He who blesses his friend with a loud voice early in the morning, it will be reckoned a curse to him. ~ Proverbs 27:14
This week's reading was about rudeness and how it can affect a relationship. Naturally, we're all aware of overt rudeness, but oftentimes we fail to see or own little rude activities. Maybe they manifest themselves in a lack of table manners, or in a lack of proper etiquette with our loved one. We're always polite to friends, acquaintances, and strangers. Some friends - those closest to us - generally accept our occasional lack of manners as just another part of our personality. But when it comes to the one we love the most, those little things can add up over time, and become a burr under the saddle. Often times we're not even aware of what we do (or don't do), and our own blindness just multiplies the problem. I'll quickly tell you this is where I have problems in a relationship. I just want to be ultimately comfortable with the person I love. In reaching that comfort, I know I forget little manners.

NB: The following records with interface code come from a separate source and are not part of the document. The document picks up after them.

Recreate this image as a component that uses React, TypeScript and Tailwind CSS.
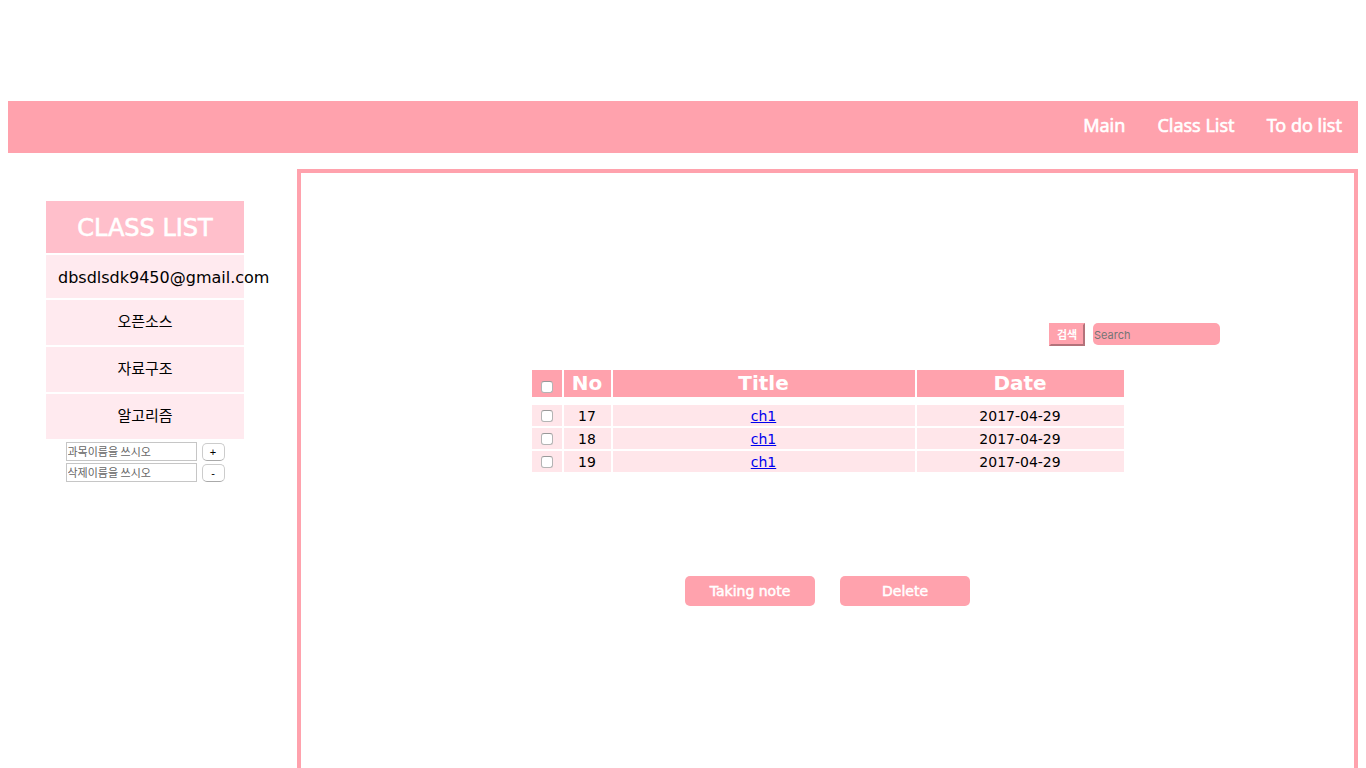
import React from "react";

const navItems = ["Main", "Class List", "To do list"];
const classes = ["오픈소스", "자료구조", "알고리즘"];
const notes = [
  { no: 17, title: "ch1", date: "2017-04-29" },
  { no: 18, title: "ch1", date: "2017-04-29" },
  { no: 19, title: "ch1", date: "2017-04-29" },
];

const korean = "font-['Noto_Sans_CJK_KR',sans-serif]";
const verdana = "font-['DejaVu_Sans',Verdana,sans-serif]";
const cell = "bg-[#ffe6ea] p-0 pt-0.5";

function Check({ label }: { label: string }) {
  return (
    <input
      type="checkbox"
      aria-label={label}
      className="block size-3 appearance-none rounded-[3px] border border-[#b4b4b4] border-t-[#999999] bg-white checked:bg-blue-600"
    />
  );
}

function ClassForm({ placeholder, sign, label }: { placeholder: string; sign: string; label: string }) {
  return (
    <form className="flex items-center justify-center gap-[5px]" onSubmit={(e) => e.preventDefault()}>
      <input
        type="text"
        aria-label={label}
        placeholder={placeholder}
        className={`h-[19px] w-[131px] border border-[#c6c6c6] bg-white px-px pb-0.5 text-[11px] leading-4 placeholder:text-[#666666] ${korean}`}
      />
      <button
        type="submit"
        aria-label={label}
        className="flex h-[18px] w-[23px] items-center justify-center rounded-[5px] border border-[#cccccc] border-b-[#aaaaaa] bg-white font-['Liberation_Sans',Arial,sans-serif] text-[11px] leading-3 text-black"
      >
        {sign}
      </button>
    </form>
  );
}

export default function App() {
  return (
    <div className={`flex h-screen min-h-[640px] flex-col overflow-hidden bg-white px-2 pt-[101px] text-black ${verdana}`}>
      <nav className="flex h-[52px] shrink-0 items-center justify-end gap-8 bg-[#ffa2ad] px-4 pb-1 font-['Noto_Sans',sans-serif] text-lg font-normal text-white [-webkit-text-stroke:0.6px_white]">
        {navItems.map((item) => (
          <a key={item} href="#">
            {item}
          </a>
        ))}
      </nav>

      <div className="mt-4 flex min-h-0 flex-1">
        <aside className="w-[289px] shrink-0 pt-8 pl-[38px]">
          <div className="flex w-[198px] flex-col gap-0.5 text-center">
            <h2 className="flex h-[52px] items-center justify-center bg-[#ffbfcb] pt-0.5 text-2xl text-white [-webkit-text-stroke:0.6px_white]">
              CLASS LIST
            </h2>
            <div className="h-[43px] bg-[#ffeaef] px-3 text-left text-base leading-[46px]">dbsdlsdk9450@gmail.com</div>
            {classes.map((name) => (
              <a key={name} href="#" className={`h-[45px] bg-[#ffeaef] text-[15px] leading-[42px] ${korean}`}>
                {name}
              </a>
            ))}
            <div className="mt-px flex flex-col gap-0.5">
              <ClassForm placeholder="과목이름을 쓰시오" sign="+" label="과목 추가" />
              <ClassForm placeholder="삭제이름을 쓰시오" sign="-" label="과목 삭제" />
            </div>
          </div>
        </aside>

        <main className="flex min-w-0 flex-1 flex-col border-4 border-b-0 border-[#ffa2ad] pt-[150px]">
          <form className="flex justify-end gap-2 pr-[134px]" onSubmit={(e) => e.preventDefault()}>
            <button
              type="submit"
              className={`h-[23px] w-9 border-2 border-t-[#ffa2ad] border-r-[#b4727a] border-b-[#b4727a] border-l-[#ffa2ad] bg-[#ffa2ad] pb-0.5 text-[11px] leading-4 font-bold text-white ${korean}`}
            >
              검색
            </button>
            <input
              type="search"
              aria-label="Search"
              placeholder="Search"
              className="h-[22px] w-[127px] rounded-[5px] bg-[#ffa2ad] pt-0.5 pl-px font-['Inter',sans-serif] text-[11px] placeholder:text-[#757575]"
            />
          </form>

          <table className="mx-auto mt-[22px] w-[596px] table-fixed border-separate border-spacing-0.5 text-center text-sm">
            <colgroup>
              <col className="w-[30px]" />
              <col className="w-[47px]" />
              <col />
              <col className="w-[207px]" />
            </colgroup>
            <thead>
              <tr className="h-[27px] text-xl leading-[27px] font-bold text-white">
                <th className="bg-[#ffa2ad] p-0 align-bottom">
                  <div className="flex justify-center pb-1">
                    <Check label="Select all" />
                  </div>
                </th>
                <th className="bg-[#ffa2ad] p-0">No</th>
                <th className="bg-[#ffa2ad] p-0">Title</th>
                <th className="bg-[#ffa2ad] p-0">Date</th>
              </tr>
            </thead>
            <tbody>
              <tr aria-hidden="true" className="h-1">
                <td colSpan={4} className="p-0" />
              </tr>
              {notes.map((note) => (
                <tr key={note.no} className="h-[21px] leading-[19px]">
                  <td className="bg-[#ffe6ea] p-0">
                    <div className="flex justify-center">
                      <Check label={`Select note ${note.no}`} />
                    </div>
                  </td>
                  <td className={cell}>{note.no}</td>
                  <td className={cell}>
                    <a href="#" className="text-[#0000ee] underline">
                      {note.title}
                    </a>
                  </td>
                  <td className={cell}>{note.date}</td>
                </tr>
              ))}
            </tbody>
          </table>

          <div className="mt-[102px] flex justify-center gap-[25px] text-sm text-white [-webkit-text-stroke:0.5px_white]">
            <button type="button" className="h-[30px] w-[130px] rounded-[5px] bg-[#ffa2ad]">
              Taking note
            </button>
            <button type="button" className="h-[30px] w-[130px] rounded-[5px] bg-[#ffa2ad]">
              Delete
            </button>
          </div>
        </main>
      </div>
    </div>
  );
}
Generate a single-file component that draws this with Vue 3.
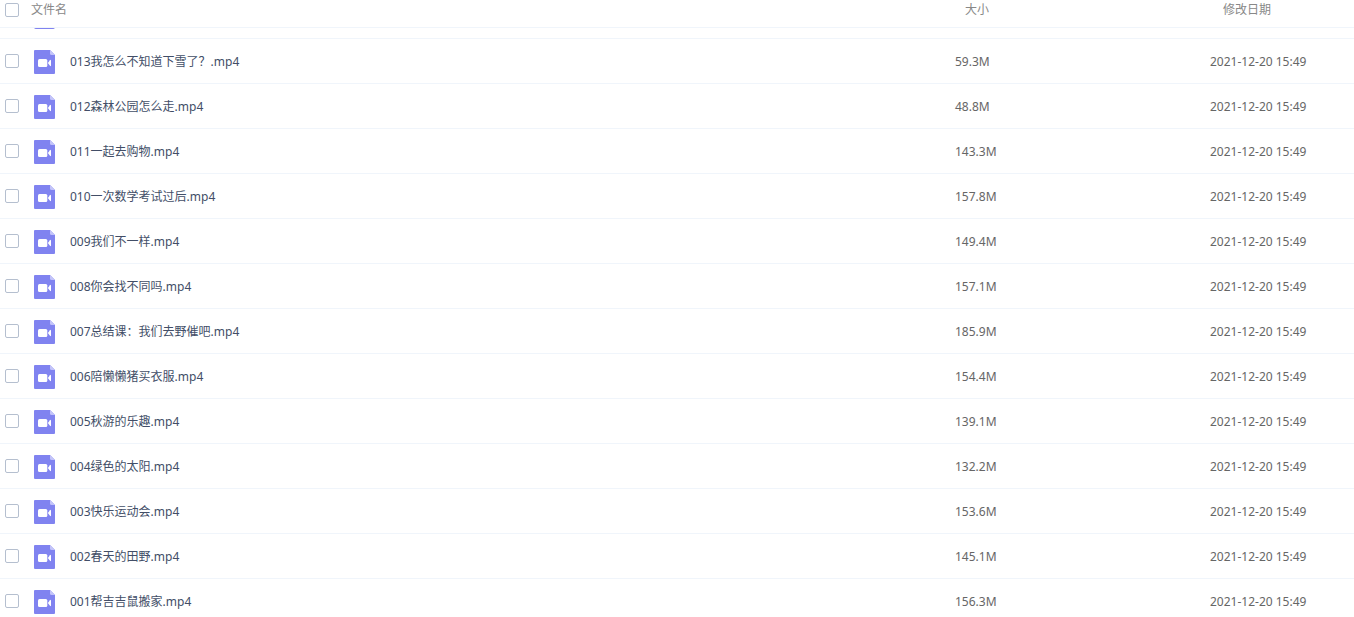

So how do I find the balance of what Therapist sees as "just me" and what may be considered "rude"? I don't think it's my balance to find. It's hers. Thankfully, she's told me she accepts me just as I am, warts and all. But I don't like some of my own warts, and want to make them better.
This is were The Love Dare begins to get difficult, because not only does it require an introspective thought process, but it also demands that I get feedback from Therapist. And some of that feedback may be negative, or uncomfortable for me to hear.
So be it. We've committed ourselves to living and walking in a new type of relationship, one where communications and understanding are not assumed, but are actually practiced. It sounds like I need to schedule some "porch-time" with her this week.
What is love? It's patient, kind, unselfish, thoughtful, and NOT RUDE! And it sure is a lot of fun!